Other potential targets on the inflammatory cascade include the interleukin pathway. IL-17 is known to be upregulated in many autoimmune diseases [72], and targeted therapies against IL-17 have shown promise in psoriasis and ankylosing spondylitis [73, 74]. Further, IL-15 and IL-17 are upregulated in patients’ tears in active disease compared with inactive disease. A targeted therapy to IL-15 or IL-17 may have a role in the management of TAO [75]. Other avenues of potential study should include targeting hyaluronan synthesis, adipogenesis, and fibroblast differentiation.


Thyroid associated orbitopathy is a debilitating and vision-threatening disease. The pathophysiology is yet to be completely elucidated; however, TAO is understood to be an inflammatory disease. Activation of proinflammatory cytokines results in increased hyaluronan production by orbital fibroblasts, leading to the classic clinical manifestations of TAO.

Patients with thyroid abnormalities should be screened and educated about the signs and symptoms of TAO. Upon diagnosing TAO, a referral to a TAO specialist multidisciplinary group should be made early in the course of the disease per the Thyroid Eye Disease Amsterdam Declaration Implementation Group UK (TEAMeD) guidelines [76]. A multidisciplinary group including oculoplastic surgery, strabismus surgery, and neuro-ophthalmology can closely monitor patients for disease progression and implement appropriate medical and surgical therapy.

Oral selenium supplementation is recommended in mild disease, given the low risk and potential benefit. Corticosteroids remain the mainstay first-line treatment in active moderate-to-severe and vision-threatening disease. Intravenous corticosteroids have been shown to be superior to oral administration. Orbital radiotherapy is an important adjuvant to corticosteroid treatment, and low-dose radiation may be adequate in the treatment of TAO.

Biologic agents have demonstrated potential as therapeutic alternatives or adjuncts in the treatment of TAO. The data on rituximab is contradictory and thus will require future analyses to determine its efficacy. Tocilizumab studies did demonstrate an improvement in disease state; however, the trials were limited by size.

The results of the teprotumumab clinical trials are of great interest. Teprotumumab is the first therapy to demonstrate an improvement in proptosis and therefore may reduce the need for orbital decompression. We anticipate that teprotumumab will play an important role in the medical management of TAO.

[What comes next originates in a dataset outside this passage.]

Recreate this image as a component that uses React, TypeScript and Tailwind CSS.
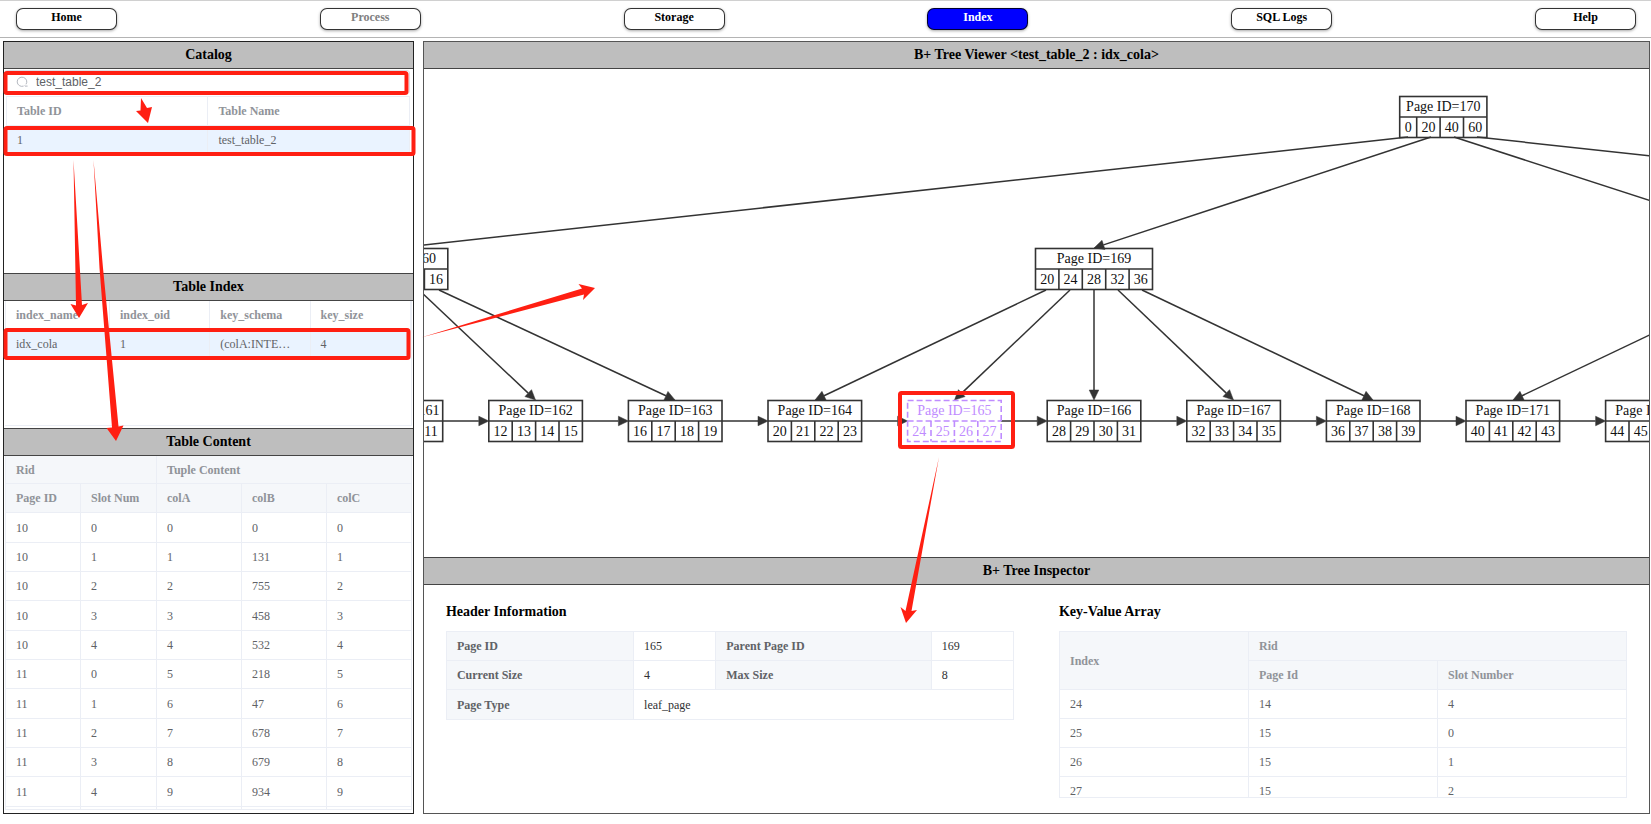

Surgical management is still required in cases of severe vision-threatening disease that is refractory to medical management, and as restorative treatment when the disease is quiescent. The management of TAO has evolved significantly and will continue to do so. We anticipate significant improvements in the management of TAO patients with the use of upcoming biologic agents and targeted therapies.